- [GIVEN RECORDS]:
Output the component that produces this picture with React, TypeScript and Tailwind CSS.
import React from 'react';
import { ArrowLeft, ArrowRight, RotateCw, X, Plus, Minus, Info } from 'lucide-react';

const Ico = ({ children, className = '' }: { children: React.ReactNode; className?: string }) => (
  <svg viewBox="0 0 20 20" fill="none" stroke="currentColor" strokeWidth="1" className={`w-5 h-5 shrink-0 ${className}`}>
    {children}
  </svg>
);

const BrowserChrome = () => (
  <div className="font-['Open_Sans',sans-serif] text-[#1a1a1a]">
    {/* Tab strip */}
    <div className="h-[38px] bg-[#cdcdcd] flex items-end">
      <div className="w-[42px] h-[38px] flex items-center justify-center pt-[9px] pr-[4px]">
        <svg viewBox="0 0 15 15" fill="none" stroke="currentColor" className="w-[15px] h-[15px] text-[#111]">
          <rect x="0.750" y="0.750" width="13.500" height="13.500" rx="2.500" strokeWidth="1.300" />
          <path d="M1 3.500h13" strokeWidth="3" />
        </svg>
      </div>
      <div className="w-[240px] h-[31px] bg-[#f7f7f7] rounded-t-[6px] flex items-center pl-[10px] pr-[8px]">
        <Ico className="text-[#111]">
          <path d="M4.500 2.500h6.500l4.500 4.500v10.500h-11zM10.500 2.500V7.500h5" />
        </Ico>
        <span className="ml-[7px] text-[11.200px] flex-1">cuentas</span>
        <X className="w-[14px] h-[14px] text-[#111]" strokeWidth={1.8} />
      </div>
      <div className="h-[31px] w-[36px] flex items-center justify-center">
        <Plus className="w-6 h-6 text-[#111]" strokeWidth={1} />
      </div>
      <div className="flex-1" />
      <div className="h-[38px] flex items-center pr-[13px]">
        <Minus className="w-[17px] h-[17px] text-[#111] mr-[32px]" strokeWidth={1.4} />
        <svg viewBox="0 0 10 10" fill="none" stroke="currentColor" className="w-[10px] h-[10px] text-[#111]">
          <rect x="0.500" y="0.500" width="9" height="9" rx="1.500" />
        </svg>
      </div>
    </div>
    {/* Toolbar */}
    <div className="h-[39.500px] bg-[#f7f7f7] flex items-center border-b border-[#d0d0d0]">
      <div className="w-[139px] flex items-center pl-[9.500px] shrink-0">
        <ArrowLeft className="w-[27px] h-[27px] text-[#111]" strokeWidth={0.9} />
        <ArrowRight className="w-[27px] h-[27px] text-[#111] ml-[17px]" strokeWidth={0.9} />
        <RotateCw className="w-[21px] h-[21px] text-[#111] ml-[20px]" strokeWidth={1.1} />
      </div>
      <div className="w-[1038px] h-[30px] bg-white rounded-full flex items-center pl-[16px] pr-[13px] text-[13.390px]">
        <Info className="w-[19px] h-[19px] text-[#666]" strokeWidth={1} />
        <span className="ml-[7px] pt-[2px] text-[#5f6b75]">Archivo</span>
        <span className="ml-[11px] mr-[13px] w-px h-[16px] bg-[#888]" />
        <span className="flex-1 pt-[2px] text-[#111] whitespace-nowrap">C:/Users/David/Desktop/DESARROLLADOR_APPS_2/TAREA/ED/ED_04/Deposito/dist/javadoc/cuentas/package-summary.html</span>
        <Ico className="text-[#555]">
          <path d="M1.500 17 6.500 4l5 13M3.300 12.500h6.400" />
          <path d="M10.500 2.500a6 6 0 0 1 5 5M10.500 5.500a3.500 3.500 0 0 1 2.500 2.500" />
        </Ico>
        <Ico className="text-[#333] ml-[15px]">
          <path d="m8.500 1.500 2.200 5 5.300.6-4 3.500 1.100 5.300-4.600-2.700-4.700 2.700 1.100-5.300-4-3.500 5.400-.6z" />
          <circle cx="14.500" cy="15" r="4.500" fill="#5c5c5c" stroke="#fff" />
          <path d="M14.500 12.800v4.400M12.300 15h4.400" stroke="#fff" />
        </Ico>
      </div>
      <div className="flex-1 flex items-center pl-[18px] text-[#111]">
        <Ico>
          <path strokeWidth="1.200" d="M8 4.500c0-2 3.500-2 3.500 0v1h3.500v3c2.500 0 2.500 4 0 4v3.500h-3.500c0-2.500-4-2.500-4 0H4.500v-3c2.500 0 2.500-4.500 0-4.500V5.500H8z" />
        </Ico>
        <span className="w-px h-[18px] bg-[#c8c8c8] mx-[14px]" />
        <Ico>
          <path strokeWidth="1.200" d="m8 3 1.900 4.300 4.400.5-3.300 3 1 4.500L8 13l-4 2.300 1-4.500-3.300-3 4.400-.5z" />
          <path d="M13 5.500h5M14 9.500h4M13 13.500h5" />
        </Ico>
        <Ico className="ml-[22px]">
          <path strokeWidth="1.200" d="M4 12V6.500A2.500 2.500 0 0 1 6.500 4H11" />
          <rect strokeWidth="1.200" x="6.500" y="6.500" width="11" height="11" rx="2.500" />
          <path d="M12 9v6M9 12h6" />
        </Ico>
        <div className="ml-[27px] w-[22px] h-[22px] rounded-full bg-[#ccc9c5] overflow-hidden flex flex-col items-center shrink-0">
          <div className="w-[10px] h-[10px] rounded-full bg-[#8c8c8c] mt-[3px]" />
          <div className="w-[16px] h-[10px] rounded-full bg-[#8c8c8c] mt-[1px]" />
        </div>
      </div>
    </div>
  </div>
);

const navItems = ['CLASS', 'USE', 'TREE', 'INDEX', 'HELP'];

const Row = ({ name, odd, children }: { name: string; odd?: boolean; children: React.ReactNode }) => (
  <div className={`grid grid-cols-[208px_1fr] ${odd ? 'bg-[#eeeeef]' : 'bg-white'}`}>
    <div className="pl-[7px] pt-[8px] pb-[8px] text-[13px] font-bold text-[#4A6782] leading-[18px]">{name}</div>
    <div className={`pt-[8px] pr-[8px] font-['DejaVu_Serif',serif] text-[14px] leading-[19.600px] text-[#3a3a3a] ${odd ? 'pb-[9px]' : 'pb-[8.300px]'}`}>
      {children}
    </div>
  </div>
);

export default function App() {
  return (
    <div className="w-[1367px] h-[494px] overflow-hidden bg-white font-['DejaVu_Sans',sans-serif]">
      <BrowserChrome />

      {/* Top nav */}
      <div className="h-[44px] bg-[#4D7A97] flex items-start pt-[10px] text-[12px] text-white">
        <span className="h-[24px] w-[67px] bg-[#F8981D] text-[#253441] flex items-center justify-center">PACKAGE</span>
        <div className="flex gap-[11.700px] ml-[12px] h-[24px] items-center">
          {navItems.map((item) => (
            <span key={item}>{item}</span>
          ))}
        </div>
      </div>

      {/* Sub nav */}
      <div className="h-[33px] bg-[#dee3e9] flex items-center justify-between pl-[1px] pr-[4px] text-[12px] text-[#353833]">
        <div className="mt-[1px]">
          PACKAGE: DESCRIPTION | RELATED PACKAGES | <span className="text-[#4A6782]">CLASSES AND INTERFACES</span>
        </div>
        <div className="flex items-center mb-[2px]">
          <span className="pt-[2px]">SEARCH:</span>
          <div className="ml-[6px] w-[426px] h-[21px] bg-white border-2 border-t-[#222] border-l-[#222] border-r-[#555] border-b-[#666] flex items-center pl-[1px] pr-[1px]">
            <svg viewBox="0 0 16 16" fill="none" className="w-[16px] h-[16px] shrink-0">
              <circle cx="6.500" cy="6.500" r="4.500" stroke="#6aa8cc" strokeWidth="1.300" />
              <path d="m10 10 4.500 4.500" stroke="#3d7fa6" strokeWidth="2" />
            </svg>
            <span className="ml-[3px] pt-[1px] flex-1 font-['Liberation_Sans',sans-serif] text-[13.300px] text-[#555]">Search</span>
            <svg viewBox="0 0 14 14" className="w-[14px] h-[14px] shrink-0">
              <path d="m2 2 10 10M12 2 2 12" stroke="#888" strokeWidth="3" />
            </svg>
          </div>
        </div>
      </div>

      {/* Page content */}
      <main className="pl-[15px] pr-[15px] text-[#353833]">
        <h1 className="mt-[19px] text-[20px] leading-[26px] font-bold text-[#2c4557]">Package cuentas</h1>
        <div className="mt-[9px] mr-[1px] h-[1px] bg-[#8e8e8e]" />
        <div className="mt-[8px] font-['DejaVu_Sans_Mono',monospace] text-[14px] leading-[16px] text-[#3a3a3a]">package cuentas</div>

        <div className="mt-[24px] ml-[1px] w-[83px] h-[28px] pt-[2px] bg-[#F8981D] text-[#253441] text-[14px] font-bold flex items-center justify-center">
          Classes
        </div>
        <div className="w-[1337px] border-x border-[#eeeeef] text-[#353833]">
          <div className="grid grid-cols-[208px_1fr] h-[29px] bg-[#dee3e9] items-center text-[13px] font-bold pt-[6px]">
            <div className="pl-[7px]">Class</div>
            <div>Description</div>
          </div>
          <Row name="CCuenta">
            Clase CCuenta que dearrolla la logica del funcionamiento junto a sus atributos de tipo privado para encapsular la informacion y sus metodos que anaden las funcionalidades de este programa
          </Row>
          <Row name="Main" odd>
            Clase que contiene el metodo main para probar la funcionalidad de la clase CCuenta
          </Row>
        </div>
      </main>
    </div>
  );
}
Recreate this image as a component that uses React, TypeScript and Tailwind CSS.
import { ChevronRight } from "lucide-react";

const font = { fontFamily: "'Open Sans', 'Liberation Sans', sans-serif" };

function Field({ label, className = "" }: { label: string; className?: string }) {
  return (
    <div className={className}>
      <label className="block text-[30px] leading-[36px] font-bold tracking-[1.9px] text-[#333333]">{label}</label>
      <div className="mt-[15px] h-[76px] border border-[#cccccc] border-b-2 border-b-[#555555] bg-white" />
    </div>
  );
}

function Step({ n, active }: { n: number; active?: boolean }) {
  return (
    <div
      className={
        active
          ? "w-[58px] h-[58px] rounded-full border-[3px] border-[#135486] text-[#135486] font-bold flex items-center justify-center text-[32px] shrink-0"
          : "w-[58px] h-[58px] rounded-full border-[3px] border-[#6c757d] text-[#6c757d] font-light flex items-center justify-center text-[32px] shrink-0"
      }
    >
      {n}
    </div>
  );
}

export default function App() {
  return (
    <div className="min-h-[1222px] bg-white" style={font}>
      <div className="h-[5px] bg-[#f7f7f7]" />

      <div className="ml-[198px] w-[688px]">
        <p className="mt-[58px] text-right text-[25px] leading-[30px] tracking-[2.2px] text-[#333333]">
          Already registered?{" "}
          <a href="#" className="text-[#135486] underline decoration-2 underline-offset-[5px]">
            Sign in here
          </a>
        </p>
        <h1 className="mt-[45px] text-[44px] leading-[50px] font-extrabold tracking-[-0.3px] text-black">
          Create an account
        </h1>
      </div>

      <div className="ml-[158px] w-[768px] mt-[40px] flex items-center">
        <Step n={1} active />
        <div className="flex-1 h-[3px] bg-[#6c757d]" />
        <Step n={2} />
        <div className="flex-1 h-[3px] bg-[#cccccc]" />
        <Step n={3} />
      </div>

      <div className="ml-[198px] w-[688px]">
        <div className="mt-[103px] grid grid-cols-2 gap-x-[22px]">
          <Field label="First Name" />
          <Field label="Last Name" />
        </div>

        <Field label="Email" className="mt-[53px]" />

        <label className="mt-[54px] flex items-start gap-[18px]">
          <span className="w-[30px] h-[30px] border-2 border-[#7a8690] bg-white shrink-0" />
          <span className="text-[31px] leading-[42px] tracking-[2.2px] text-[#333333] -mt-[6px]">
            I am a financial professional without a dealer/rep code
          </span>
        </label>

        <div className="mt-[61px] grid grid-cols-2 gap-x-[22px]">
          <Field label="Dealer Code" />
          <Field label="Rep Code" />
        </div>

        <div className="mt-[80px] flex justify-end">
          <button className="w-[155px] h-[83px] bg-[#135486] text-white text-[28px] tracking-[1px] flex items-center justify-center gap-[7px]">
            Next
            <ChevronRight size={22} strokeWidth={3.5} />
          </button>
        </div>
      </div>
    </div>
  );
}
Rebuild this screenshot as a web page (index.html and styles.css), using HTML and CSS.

- [WHAT THE EXERCISE ASKS]: Show each line of the listing that holds the string "component".

- [TASK ANSWER]:
Output the component that produces this picture with React, TypeScript and Tailwind CSS.
Recreate this image as a component that uses React, TypeScript and Tailwind CSS.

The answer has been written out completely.